Diann Mills' latest release is When the Nile Runs Red. You can view a promotional trailer for the book here. For more about the book, here's DiAnn:
- What inspired you to write this novel?
I had previously written a nonfiction book about the Lost Boys of Sudan – Lost Boy No More. From that research, I wrote the novel When the Lion Roars, but the story would not let me go.
Through numerous interviews and extensive reading, I grew to love and admire the courageous Sudanese people and was burdened by their incredible needs. I had to bring them back in When the Nile Runs Red.
- Why Sudan?
This country went through nearly two decades of civil war strife. In 1983, the northern government launched a holy war against the south. This grew out of the views of the Islamic north against the mostly Christian black African south. The war had three aspects: religion, politics, and oil. The atrocities committed against the southern people are too many to list, but the war was fought in the south through genocide.

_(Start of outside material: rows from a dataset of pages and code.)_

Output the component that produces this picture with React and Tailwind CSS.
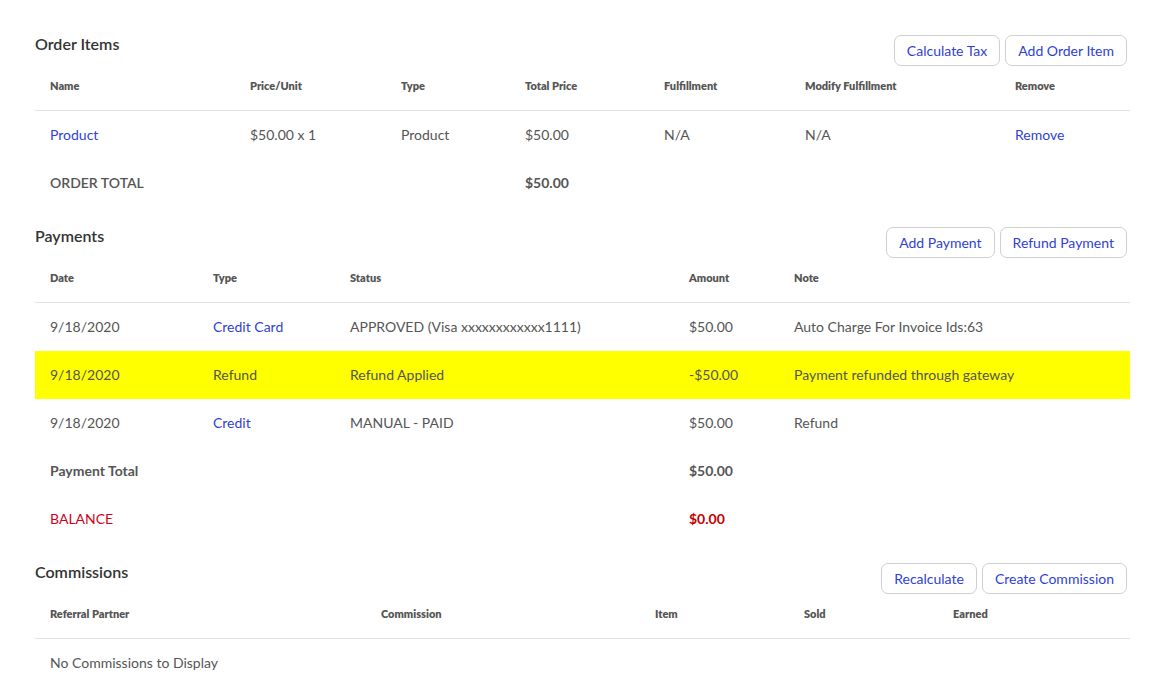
const orderCols = ["w-[200px]", "w-[151px]", "w-[124px]", "w-[139px]", "w-[141px]", "w-[210px]", "flex-1"];
const paymentCols = ["w-[163px]", "w-[137px]", "w-[339px]", "w-[105px]", "flex-1"];
const commissionCols = ["w-[331px]", "w-[274px]", "w-[149px]", "w-[149px]", "flex-1"];

function SectionHeader({ title, actions }) {
  return (
    <div className="flex items-start justify-between">
      <h2 className="text-[16px] leading-[18px] font-semibold text-[#333]">{title}</h2>
      <div className="flex gap-[5px] mr-[3px]">
        {actions.map((a) => (
          <button
            key={a}
            className="h-[31px] px-[12px] rounded-[7px] border border-[#cfcfcf] bg-white text-[14px] text-[#2f3fd6]"
          >
            {a}
          </button>
        ))}
      </div>
    </div>
  );
}

function HeadRow({ cols, labels }) {
  return (
    <div className="flex h-[45px] items-center pb-[4px] pl-[15px] border-b border-[#e3e3e3]">
      {labels.map((l, i) => (
        <div key={l} className={`${cols[i]} text-[11px] font-extrabold text-[#555]`}>
          {l}
        </div>
      ))}
    </div>
  );
}

function Row({ cols, cells, className = "" }) {
  return (
    <div className={`flex h-[48px] items-center pb-[2px] pl-[15px] text-[14px] text-[#555] ${className}`}>
      {cells.map((c, i) => (
        <div key={i} className={cols[i]}>
          {c}
        </div>
      ))}
    </div>
  );
}

const link = (t) => <span className="text-[#2f3fd6]">{t}</span>;

export default function App() {
  return (
    <div className="bg-white min-h-[680px] px-[35px] pt-[35px] pr-[44px] font-['Lato',sans-serif]">
      {/* Order items */}
      <SectionHeader title="Order Items" actions={["Calculate Tax", "Add Order Item"]} />
      <HeadRow
        cols={orderCols}
        labels={["Name", "Price/Unit", "Type", "Total Price", "Fulfillment", "Modify Fulfillment", "Remove"]}
      />
      <Row
        cols={orderCols}
        cells={[link("Product"), "$50.00 x 1", "Product", "$50.00", "N/A", "N/A", link("Remove")]}
      />
      <Row
        cols={orderCols}
        className="font-semibold"
        cells={["ORDER TOTAL", "", "", <span className="font-bold">$50.00</span>, "", "", ""]}
      />

      {/* Payments */}
      <div className="mt-[20px]">
        <SectionHeader title="Payments" actions={["Add Payment", "Refund Payment"]} />
        <HeadRow cols={paymentCols} labels={["Date", "Type", "Status", "Amount", "Note"]} />
        <Row
          cols={paymentCols}
          cells={["9/18/2020", link("Credit Card"), "APPROVED (Visa xxxxxxxxxxxx1111)", "$50.00", "Auto Charge For Invoice Ids:63"]}
        />
        <Row
          cols={paymentCols}
          className="bg-[#ffff00]"
          cells={["9/18/2020", "Refund", "Refund Applied", "-$50.00", "Payment refunded through gateway"]}
        />
        <Row
          cols={paymentCols}
          cells={["9/18/2020", link("Credit"), "MANUAL - PAID", "$50.00", "Refund"]}
        />
        <Row
          cols={paymentCols}
          className="font-bold"
          cells={["Payment Total", "", "", "$50.00", ""]}
        />
        <Row
          cols={paymentCols}
          cells={[
            <span className="text-[#d0021b]">BALANCE</span>,
            "",
            "",
            <span className="font-bold text-[#c40000]">$0.00</span>,
            "",
          ]}
        />
      </div>

      {/* Commissions */}
      <div className="mt-[20px]">
        <SectionHeader title="Commissions" actions={["Recalculate", "Create Commission"]} />
        <HeadRow
          cols={commissionCols}
          labels={["Referral Partner", "Commission", "Item", "Sold", "Earned"]}
        />
        <div className="flex h-[48px] items-center pb-[2px] pl-[15px] text-[14px] text-[#555]">
          No Commissions to Display
        </div>
      </div>
    </div>
  );
}
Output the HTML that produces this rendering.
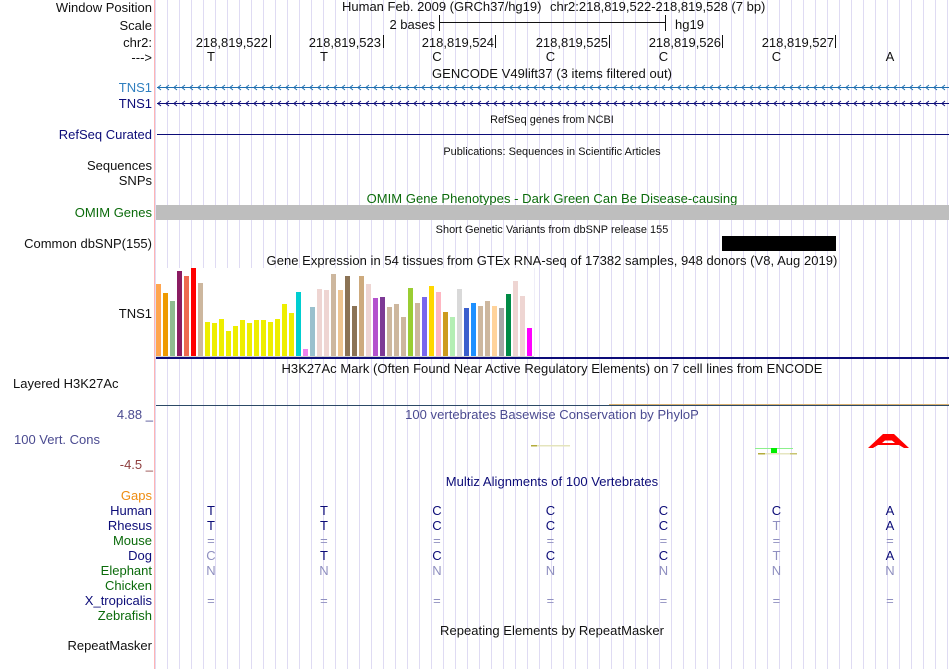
<!DOCTYPE html>
<html><head><meta charset="utf-8"><title>Genome Browser</title>
<style>html,body{margin:0;padding:0;background:#fff}svg{display:block}text{font-family:"Liberation Sans",sans-serif;font-size:13px;fill:#111}.e{text-anchor:end}.m{text-anchor:middle;letter-spacing:.04px}.s{font-size:10.900px}.b{fill:#0c0c78}.g{fill:#0b6b0b}.f{fill:#8f8fc0}.c{fill:#4a4a90}</style></head>
<body>
<svg width="950" height="669" viewBox="0 0 950 669" xmlns="http://www.w3.org/2000/svg">
<defs>
<pattern id="grid" x="167" y="0" width="12" height="20" patternUnits="userSpaceOnUse"><rect x="0" width="1" height="20" fill="#dfdbf3"/></pattern>
<pattern id="ch1" x="157" y="83" width="8" height="9" patternUnits="userSpaceOnUse"><path d="M4 2 L0.800 4.500 L4 7" fill="none" stroke="#1f6fb0" stroke-width="0.900"/></pattern>
<pattern id="ch2" x="157" y="99" width="8" height="9" patternUnits="userSpaceOnUse"><path d="M4 2 L0.800 4.500 L4 7" fill="none" stroke="#0c0c78" stroke-width="0.900"/></pattern>
</defs>
<rect width="950" height="669" fill="#fff"/>
<rect x="155" width="795" height="669" fill="url(#grid)"/>
<rect x="154" width="1" height="669" fill="#ffb4b4"/>

<text class="e" x="152" y="12">Window Position</text>
<text class="e" x="152" y="30">Scale</text>
<text class="e" x="152" y="47">chr2:</text>
<text class="e" x="152" y="62">---&gt;</text>
<text x="342" y="11">Human Feb. 2009 (GRCh37/hg19)</text>
<text x="550" y="11">chr2:218,819,522-218,819,528 (7 bp)</text>
<text class="e" x="435" y="29">2 bases</text>
<text x="675" y="29">hg19</text>
<path d="M439.500 17V33M439.500 24.500H665.500M665.500 17V33" stroke="#111" stroke-width="1" fill="none" transform="translate(0,-2)"/>
<text class="e" x="268" y="47">218,819,522</text><rect x="270" y="35" width="1" height="13" fill="#111"/>
<text class="e" x="381" y="47">218,819,523</text><rect x="383" y="35" width="1" height="13" fill="#111"/>
<text class="e" x="494" y="47">218,819,524</text><rect x="495" y="35" width="1" height="13" fill="#111"/>
<text class="e" x="608" y="47">218,819,525</text><rect x="609" y="35" width="1" height="13" fill="#111"/>
<text class="e" x="721" y="47">218,819,526</text><rect x="722" y="35" width="1" height="13" fill="#111"/>
<text class="e" x="834" y="47">218,819,527</text><rect x="835" y="35" width="1" height="13" fill="#111"/>
<text class="m" x="211" y="61">T</text><text class="m" x="324" y="61">T</text><text class="m" x="437" y="61">C</text><text class="m" x="550.500" y="61">C</text><text class="m" x="663.500" y="61">C</text><text class="m" x="776.500" y="61">C</text><text class="m" x="890" y="61">A</text>
<text class="m" x="552" y="78">GENCODE V49lift37 (3 items filtered out)</text>

<text class="e" x="152" y="92" style="fill:#2f7fbf">TNS1</text>
<rect x="157" y="83" width="792" height="9" fill="url(#ch1)"/>
<rect x="157" y="87" width="792" height="1" fill="#1f6fb0"/>
<text class="e b" x="152" y="108">TNS1</text>
<rect x="157" y="99" width="792" height="9" fill="url(#ch2)"/>
<rect x="157" y="103" width="792" height="1" fill="#0c0c78"/>
<text class="m s" x="552" y="123">RefSeq genes from NCBI</text>
<text class="e b" x="152" y="139">RefSeq Curated</text>
<rect x="157" y="134" width="792" height="1" fill="#0c0c78"/>
<text class="m s" x="552" y="155">Publications: Sequences in Scientific Articles</text>
<text class="e" x="152" y="170">Sequences</text>
<text class="e" x="152" y="185">SNPs</text>
<text class="m g" x="552" y="203">OMIM Gene Phenotypes - Dark Green Can Be Disease-causing</text>
<text class="e g" x="152" y="217">OMIM Genes</text>
<rect x="156" y="205" width="793" height="15" fill="#bebebe"/>
<text class="m s" x="552" y="233">Short Genetic Variants from dbSNP release 155</text>
<text class="e" x="152" y="248">Common dbSNP(155)</text>
<rect x="722" y="236" width="114" height="15" fill="#000"/>
<text class="m" x="552" y="265">Gene Expression in 54 tissues from GTEx RNA-seq of 17382 samples, 948 donors (V8, Aug 2019)</text>
<text class="e" x="152" y="318">TNS1</text>

<rect x="156" y="268" width="378" height="88" fill="#fff"/>
<rect x="534" y="268" width="1" height="88" fill="#efeef8"/>
<rect x="156" y="284" width="5" height="72" fill="#ffa54f"/>
<rect x="163" y="293" width="5" height="63" fill="#ee9a00"/>
<rect x="170" y="301" width="5" height="55" fill="#8fbc8f"/>
<rect x="177" y="271" width="5" height="85" fill="#8b1c62"/>
<rect x="184" y="276" width="5" height="80" fill="#ee6a50"/>
<rect x="191" y="268" width="5" height="88" fill="#ff0000"/>
<rect x="198" y="283" width="5" height="73" fill="#cdb79e"/>
<rect x="205" y="322" width="5" height="34" fill="#eeee00"/>
<rect x="212" y="323" width="5" height="33" fill="#eeee00"/>
<rect x="219" y="319" width="5" height="37" fill="#eeee00"/>
<rect x="226" y="331" width="5" height="25" fill="#eeee00"/>
<rect x="233" y="326" width="5" height="30" fill="#eeee00"/>
<rect x="240" y="320" width="5" height="36" fill="#eeee00"/>
<rect x="247" y="323" width="5" height="33" fill="#eeee00"/>
<rect x="254" y="320" width="5" height="36" fill="#eeee00"/>
<rect x="261" y="320" width="5" height="36" fill="#eeee00"/>
<rect x="268" y="322" width="5" height="34" fill="#eeee00"/>
<rect x="275" y="319" width="5" height="37" fill="#eeee00"/>
<rect x="282" y="304" width="5" height="52" fill="#eeee00"/>
<rect x="289" y="313" width="5" height="43" fill="#eeee00"/>
<rect x="296" y="292" width="5" height="64" fill="#00ced1"/>
<rect x="303" y="349" width="5" height="7" fill="#ee82ee"/>
<rect x="310" y="307" width="5" height="49" fill="#9ac0cd"/>
<rect x="317" y="289" width="5" height="67" fill="#eed5d2"/>
<rect x="324" y="290" width="5" height="66" fill="#eed5d2"/>
<rect x="331" y="274" width="5" height="82" fill="#cdb79e"/>
<rect x="338" y="290" width="5" height="66" fill="#eec591"/>
<rect x="345" y="276" width="5" height="80" fill="#8b7355"/>
<rect x="352" y="306" width="5" height="50" fill="#8b7355"/>
<rect x="359" y="276" width="5" height="80" fill="#cdaa7d"/>
<rect x="366" y="284" width="5" height="72" fill="#eed5d2"/>
<rect x="373" y="298" width="5" height="58" fill="#b452cd"/>
<rect x="380" y="297" width="5" height="59" fill="#7d3a96"/>
<rect x="387" y="307" width="5" height="49" fill="#cdb79e"/>
<rect x="394" y="304" width="5" height="52" fill="#cdb79e"/>
<rect x="401" y="317" width="5" height="39" fill="#cdb79e"/>
<rect x="408" y="288" width="5" height="68" fill="#9acd32"/>
<rect x="415" y="303" width="5" height="53" fill="#cdb79e"/>
<rect x="422" y="297" width="5" height="59" fill="#7a67ee"/>
<rect x="429" y="286" width="5" height="70" fill="#ffd700"/>
<rect x="436" y="292" width="5" height="64" fill="#ffb6c1"/>
<rect x="443" y="312" width="5" height="44" fill="#cd9b1d"/>
<rect x="450" y="317" width="5" height="39" fill="#b4eeb4"/>
<rect x="457" y="289" width="5" height="67" fill="#d9d9d9"/>
<rect x="464" y="308" width="5" height="48" fill="#3a5fcd"/>
<rect x="471" y="303" width="5" height="53" fill="#1e90ff"/>
<rect x="478" y="306" width="5" height="50" fill="#cdb79e"/>
<rect x="485" y="301" width="5" height="55" fill="#cdb79e"/>
<rect x="492" y="306" width="5" height="50" fill="#ffd39b"/>
<rect x="499" y="308" width="5" height="48" fill="#a6a6a6"/>
<rect x="506" y="294" width="5" height="62" fill="#008b45"/>
<rect x="513" y="281" width="5" height="75" fill="#eed5d2"/>
<rect x="520" y="296" width="5" height="60" fill="#eed5d2"/>
<rect x="527" y="328" width="5" height="28" fill="#ff00ff"/>
<rect x="156" y="356" width="378" height="1" fill="#d0d0d0"/>
<rect x="156" y="357" width="793" height="2" fill="#0c0c78"/>

<text class="m" x="552" y="373">H3K27Ac Mark (Often Found Near Active Regulatory Elements) on 7 cell lines from ENCODE</text>
<text x="13" y="388">Layered H3K27Ac</text>
<rect x="156" y="405" width="793" height="1" fill="#2c4a66"/>
<rect x="609" y="404" width="340" height="1" fill="#d8b070"/>

<text class="e c" x="153" y="419">4.88 _</text>
<text class="m c" x="552" y="419">100 vertebrates Basewise Conservation by PhyloP</text>
<text class="c" x="14" y="444">100 Vert. Cons</text>
<text class="e" x="153" y="469" style="fill:#8f3f3f">-4.5 _</text>

<rect x="531" y="445" width="39" height="1.500" fill="#e4e4bc"/>
<rect x="531" y="445" width="6" height="1.500" fill="#b4ac3c"/>
<rect x="755" y="448" width="38" height="1" fill="#8cf08c"/>
<rect x="771" y="448" width="6" height="5" fill="#00ee00"/>
<rect x="758" y="453" width="39" height="1.500" fill="#e6e6c0"/>
<rect x="758" y="453" width="7" height="1.500" fill="#b4ac3c"/>
<rect x="790" y="453" width="7" height="1.500" fill="#c8c470"/>
<path fill-rule="evenodd" d="M868 448 L883 434 H894 L909 448 H904 L899 445 H878 L873 448Z M885 440.500 L882 443 H895 L892 440.500Z" fill="#ff0000"/>

<text class="m" x="552" y="486" style="fill:#0c0c78">Multiz Alignments of 100 Vertebrates</text>
<text class="e" x="152" y="500" style="fill:#ee8c10">Gaps</text>
<text class="e b" x="152" y="515">Human</text>
<text class="e b" x="152" y="530">Rhesus</text>
<text class="e g" x="152" y="545">Mouse</text>
<text class="e b" x="152" y="560">Dog</text>
<text class="e g" x="152" y="575">Elephant</text>
<text class="e g" x="152" y="590">Chicken</text>
<text class="e b" x="152" y="605">X_tropicalis</text>
<text class="e g" x="152" y="620">Zebrafish</text>

<text class="m b" x="211" y="515">T</text><text class="m b" x="324" y="515">T</text><text class="m b" x="437" y="515">C</text><text class="m b" x="550.500" y="515">C</text><text class="m b" x="663.500" y="515">C</text><text class="m b" x="776.500" y="515">C</text><text class="m b" x="890" y="515">A</text>
<text class="m b" x="211" y="530">T</text><text class="m b" x="324" y="530">T</text><text class="m b" x="437" y="530">C</text><text class="m b" x="550.500" y="530">C</text><text class="m b" x="663.500" y="530">C</text><text class="m f" x="776.500" y="530">T</text><text class="m b" x="890" y="530">A</text>
<text class="m f" x="211" y="545">=</text><text class="m f" x="324" y="545">=</text><text class="m f" x="437" y="545">=</text><text class="m f" x="550.500" y="545">=</text><text class="m f" x="663.500" y="545">=</text><text class="m f" x="776.500" y="545">=</text><text class="m f" x="890" y="545">=</text>
<text class="m f" x="211" y="560">C</text><text class="m b" x="324" y="560">T</text><text class="m b" x="437" y="560">C</text><text class="m b" x="550.500" y="560">C</text><text class="m b" x="663.500" y="560">C</text><text class="m f" x="776.500" y="560">T</text><text class="m b" x="890" y="560">A</text>
<text class="m f" x="211" y="575">N</text><text class="m f" x="324" y="575">N</text><text class="m f" x="437" y="575">N</text><text class="m f" x="550.500" y="575">N</text><text class="m f" x="663.500" y="575">N</text><text class="m f" x="776.500" y="575">N</text><text class="m f" x="890" y="575">N</text>
<text class="m f" x="211" y="605">=</text><text class="m f" x="324" y="605">=</text><text class="m f" x="437" y="605">=</text><text class="m f" x="550.500" y="605">=</text><text class="m f" x="663.500" y="605">=</text><text class="m f" x="776.500" y="605">=</text><text class="m f" x="890" y="605">=</text>

<text class="m" x="552" y="635">Repeating Elements by RepeatMasker</text>
<text class="e" x="152" y="650">RepeatMasker</text>
</svg>
</body></html>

- How did you conduct your research?
I grabbed my backpack and sun screen and traveled to Juba, Sudan, the southern capital. There I stayed at a Christian compound and met with southern Sudanese from all walks of life: refugees, political leaders, and church leaders. I talked to as many people as I could, snapped pictures, and listened to what was being said.
- Regarding your trip to Sudan, what touched you the most?
The incredible faith. I could look into a Sudanese’s eyes and see the pain of persecution and the hope of Jesus. Here, we say we love Jesus while we live in our huge homes, drive our fancy cars, are well-fed, are not hunted down for our faith, or are concerned about medical care. The Sudanese understand that all they have and need is Jesus.
- Can you give us a brief description of your characters?
Paul Farid was once a Muslim who actively persecuted the southern people, but now he’s a Christian who flies dangerous missions into war-torn areas to deliver food and medical supplies.
Dr. Larson Kerr Farid risks her life to bring healing to the Sudanese. Just like her husband Paul, her life is often in danger. But there is a problem between her and Paul with no easy solution.
Colonel Ben Alier has been fighting and leading the southern army of Sudan for nearly two decades. Often referred to as a warlord, Ben fights his own demons.
The three are friends, an unlikely friendship forged by their love for Sudan.
- How do you build your plots?
Always out of character with two simple words: what-if? John Gardner said to create the best possible characters and allow the worst possible things to happen to them. That says it all. It’s easy to coat our darlings with easy trials and struggles, but the hard stuff, the struggles that define the character are what has to happen. I’m a huge fan of Donald Maass and wouldn’t consider writing a paragraph without using techniques found in his books Writing the Breakout Novel and Writing the Breakout Novel Workbook.
- What are you goals for this novel?
Paul Farid was once a member of the royal family who openly persecuted any Sudanese who failed to practice Islam. Now he’s a Christian who puts his life on the line to aid the persecuted Sudanese. His wife, Larson, is a doctor committed to giving her life for peace.
Colonel Ben Alier has fought for twenty-one years against the government’s mandates to control the oil, religion, slavery, and politics of Sudan. He neither trusts nor rests any hope in the newly formed government.
Ben’s health deteriorates while Larson finds out she is going to have a baby. Their worlds collide, and as the relational tensions escalate so does the physical danger.